◆ What to produce ◆
Write out the listing below exactly, and omit any images you find in it.

=-=-=-=-=

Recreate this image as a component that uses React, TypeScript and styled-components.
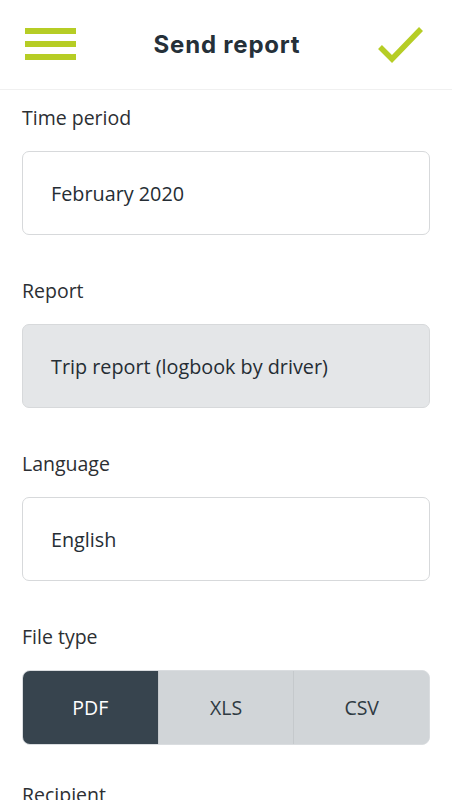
import React from "react";
import styled, { createGlobalStyle } from "styled-components";

const Global = createGlobalStyle`
  html, body { margin: 0; padding: 0; background: #ffffff; }
  body { font-family: "Open Sans", "Liberation Sans", sans-serif; overflow: hidden; }
  * { box-sizing: border-box; }
`;

const Page = styled.div`
  width: 452px;
  height: 800px;
  overflow: hidden;
  background: #fff;
`;

const Header = styled.header`
  height: 90px;
  display: flex;
  align-items: center;
  justify-content: space-between;
  padding: 0 28px 0 25px;
  border-bottom: 1px solid #f0f0f0;
`;

const Title = styled.h1`
  margin: 0;
  font-family: "Inter", "Open Sans", sans-serif;
  font-weight: 700;
  font-size: 24px;
  color: #253039;
  letter-spacing: 0.8px;
`;

const IconButton = styled.button`
  border: 0;
  background: none;
  padding: 0;
  display: flex;
  align-items: center;
  cursor: pointer;
`;

const Content = styled.main`
  padding: 16px 22px 0 22px;
  display: flex;
  flex-direction: column;
`;

const Field = styled.section<{ $gap?: number }>`
  display: flex;
  flex-direction: column;
  gap: 21px;
  margin-bottom: ${(p) => p.$gap ?? 44}px;
`;

const Label = styled.div`
  font-size: 19.5px;
  line-height: 24px;
  color: #2c2f33;
`;

const Box = styled.div<{ $disabled?: boolean }>`
  height: 84px;
  border: 1px solid #d7d9db;
  border-radius: 7px;
  background: ${(p) => (p.$disabled ? "#e4e6e8" : "#ffffff")};
  display: flex;
  align-items: center;
  padding-left: 28px;
  font-size: 19.8px;
  color: #252d34;
`;

const Segmented = styled.div`
  height: 75px;
  display: flex;
  border-radius: 8px;
  overflow: hidden;
  background: #d1d5d8;
  border: 1px solid #dadde0;
`;

const Segment = styled.div<{ $active?: boolean }>`
  flex: 1;
  display: flex;
  align-items: center;
  justify-content: center;
  font-size: 19.5px;
  color: ${(p) => (p.$active ? "#ffffff" : "#2f3a42")};
  background: ${(p) => (p.$active ? "#37444e" : "#d1d5d8")};
  border-left: 1px solid ${(p) => (p.$active ? "#37444e" : "#c5c9cc")};
  &:first-child { border-left: 0; }
`;

const GREEN = "#b6cd25";

export default function App() {
  return (
    <Page>
      <Global />
      <Header>
        <IconButton aria-label="menu">
          <svg width="51" height="34" viewBox="0 0 51 34">
            <rect x="0" y="0" width="51" height="6" fill={GREEN} />
            <rect x="0" y="13" width="51" height="6" fill={GREEN} />
            <rect x="0" y="26" width="51" height="6" fill={GREEN} />
          </svg>
        </IconButton>
        <Title>Send report</Title>
        <IconButton aria-label="confirm">
          <svg width="46" height="36" viewBox="0 0 46 36">
            <polyline points="2,20 14,32 43,2" fill="none" stroke={GREEN} strokeWidth="5.5" />
          </svg>
        </IconButton>
      </Header>
      <Content>
        <Field>
          <Label>Time period</Label>
          <Box>February 2020</Box>
        </Field>
        <Field>
          <Label>Report</Label>
          <Box $disabled>Trip report (logbook by driver)</Box>
        </Field>
        <Field>
          <Label>Language</Label>
          <Box>English</Box>
        </Field>
        <Field $gap={38}>
          <Label>File type</Label>
          <Segmented>
            <Segment $active>PDF</Segment>
            <Segment>XLS</Segment>
            <Segment>CSV</Segment>
          </Segmented>
        </Field>
        <Field>
          <Label>Recipient</Label>
        </Field>
      </Content>
    </Page>
  );
}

=-=-=-=-=

◆ Response to this task ◆
Recreate this image as a component that uses React, TypeScript and styled-components.
import React from "react";
import styled, { createGlobalStyle } from "styled-components";

const Global = createGlobalStyle`
  html, body { margin: 0; padding: 0; background: #ffffff; }
  body { font-family: "Open Sans", "Liberation Sans", sans-serif; overflow: hidden; }
  * { box-sizing: border-box; }
`;

const Page = styled.div`
  width: 452px;
  height: 800px;
  overflow: hidden;
  background: #fff;
`;

const Header = styled.header`
  height: 90px;
  display: flex;
  align-items: center;
  justify-content: space-between;
  padding: 0 28px 0 25px;
  border-bottom: 1px solid #f0f0f0;
`;

const Title = styled.h1`
  margin: 0;
  font-family: "Inter", "Open Sans", sans-serif;
  font-weight: 700;
  font-size: 24px;
  color: #253039;
  letter-spacing: 0.8px;
`;

const IconButton = styled.button`
  border: 0;
  background: none;
  padding: 0;
  display: flex;
  align-items: center;
  cursor: pointer;
`;

const Content = styled.main`
  padding: 16px 22px 0 22px;
  display: flex;
  flex-direction: column;
`;

const Field = styled.section<{ $gap?: number }>`
  display: flex;
  flex-direction: column;
  gap: 21px;
  margin-bottom: ${(p) => p.$gap ?? 44}px;
`;

const Label = styled.div`
  font-size: 19.5px;
  line-height: 24px;
  color: #2c2f33;
`;

const Box = styled.div<{ $disabled?: boolean }>`
  height: 84px;
  border: 1px solid #d7d9db;
  border-radius: 7px;
  background: ${(p) => (p.$disabled ? "#e4e6e8" : "#ffffff")};
  display: flex;
  align-items: center;
  padding-left: 28px;
  font-size: 19.8px;
  color: #252d34;
`;

const Segmented = styled.div`
  height: 75px;
  display: flex;
  border-radius: 8px;
  overflow: hidden;
  background: #d1d5d8;
  border: 1px solid #dadde0;
`;

const Segment = styled.div<{ $active?: boolean }>`
  flex: 1;
  display: flex;
  align-items: center;
  justify-content: center;
  font-size: 19.5px;
  color: ${(p) => (p.$active ? "#ffffff" : "#2f3a42")};
  background: ${(p) => (p.$active ? "#37444e" : "#d1d5d8")};
  border-left: 1px solid ${(p) => (p.$active ? "#37444e" : "#c5c9cc")};
  &:first-child { border-left: 0; }
`;

const GREEN = "#b6cd25";

export default function App() {
  return (
    <Page>
      <Global />
      <Header>
        <IconButton aria-label="menu">
          <svg width="51" height="34" viewBox="0 0 51 34">
            <rect x="0" y="0" width="51" height="6" fill={GREEN} />
            <rect x="0" y="13" width="51" height="6" fill={GREEN} />
            <rect x="0" y="26" width="51" height="6" fill={GREEN} />
          </svg>
        </IconButton>
        <Title>Send report</Title>
        <IconButton aria-label="confirm">
          <svg width="46" height="36" viewBox="0 0 46 36">
            <polyline points="2,20 14,32 43,2" fill="none" stroke={GREEN} strokeWidth="5.5" />
          </svg>
        </IconButton>
      </Header>
      <Content>
        <Field>
          <Label>Time period</Label>
          <Box>February 2020</Box>
        </Field>
        <Field>
          <Label>Report</Label>
          <Box $disabled>Trip report (logbook by driver)</Box>
        </Field>
        <Field>
          <Label>Language</Label>
          <Box>English</Box>
        </Field>
        <Field $gap={38}>
          <Label>File type</Label>
          <Segmented>
            <Segment $active>PDF</Segment>
            <Segment>XLS</Segment>
            <Segment>CSV</Segment>
          </Segmented>
        </Field>
        <Field>
          <Label>Recipient</Label>
        </Field>
      </Content>
    </Page>
  );
}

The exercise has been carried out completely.